The limitation mentioned in paragraph 1 also applies if the entrepreneur is held liable by the purchaser for reasons other than the agreement concluded between them.
Direct damage is exclusively understood to mean:
- Reasonable costs that a party would have to incur to ensure that the performance by the other party complies with the agreement. However, this damage shall not be compensated if the other party has terminated the agreement;
- Reasonable costs incurred to determine the cause and scope of the damage, insofar as the determination relates to direct damage as defined in these general terms and conditions; and/or
- Reasonable costs incurred to prevent or limit damage, insofar as the damaged party demonstrates that these costs have led to the limitation of direct damage as defined in these terms and conditions.
The entrepreneur is never liable for indirect damage, including consequential damage, lost profits, missed savings, business interruption damage, and all damage that does not fall under the definition of direct damage as defined in these general terms and conditions.

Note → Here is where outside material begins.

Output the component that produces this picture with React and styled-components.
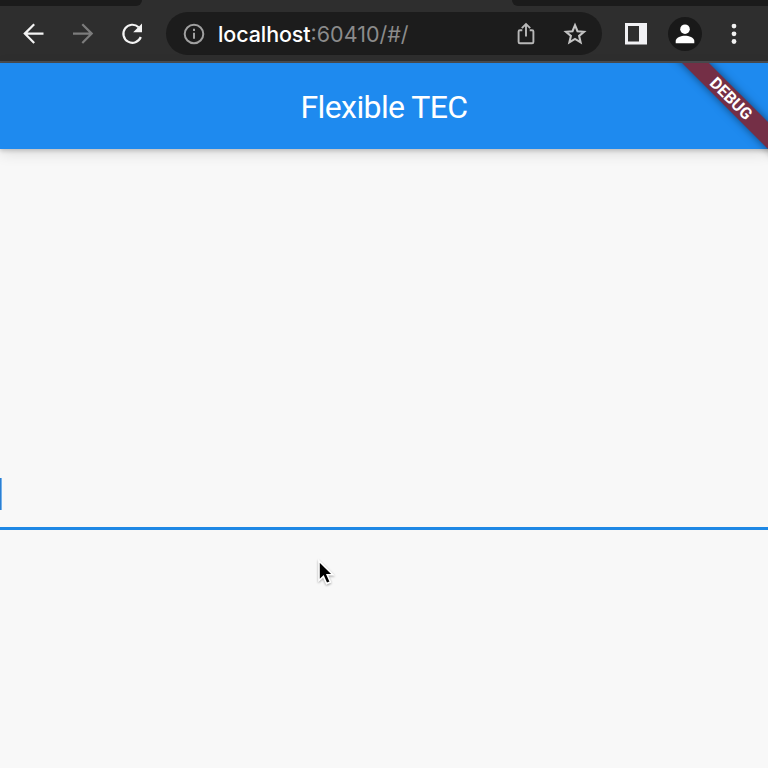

The limitation of liability does not apply in case of intent or gross negligence of directors and executives of the entrepreneur.
The entrepreneur is never liable in relation to products provided by the purchaser in connection with the agreement. The purchaser undertakes to take out sufficient insurance for these products.
Notwithstanding the above, the entrepreneur is not liable if the damage is due to intent and/or gross negligence and/or culpable conduct or improper or unauthorized use of the delivered items by the purchaser.
Article 15 – Additional or Deviating Provisions
Additional or deviating provisions from these general terms and conditions may not be to the detriment of the purchaser and must be recorded in writing or in a manner that allows the purchaser to store them in an accessible way on a durable medium.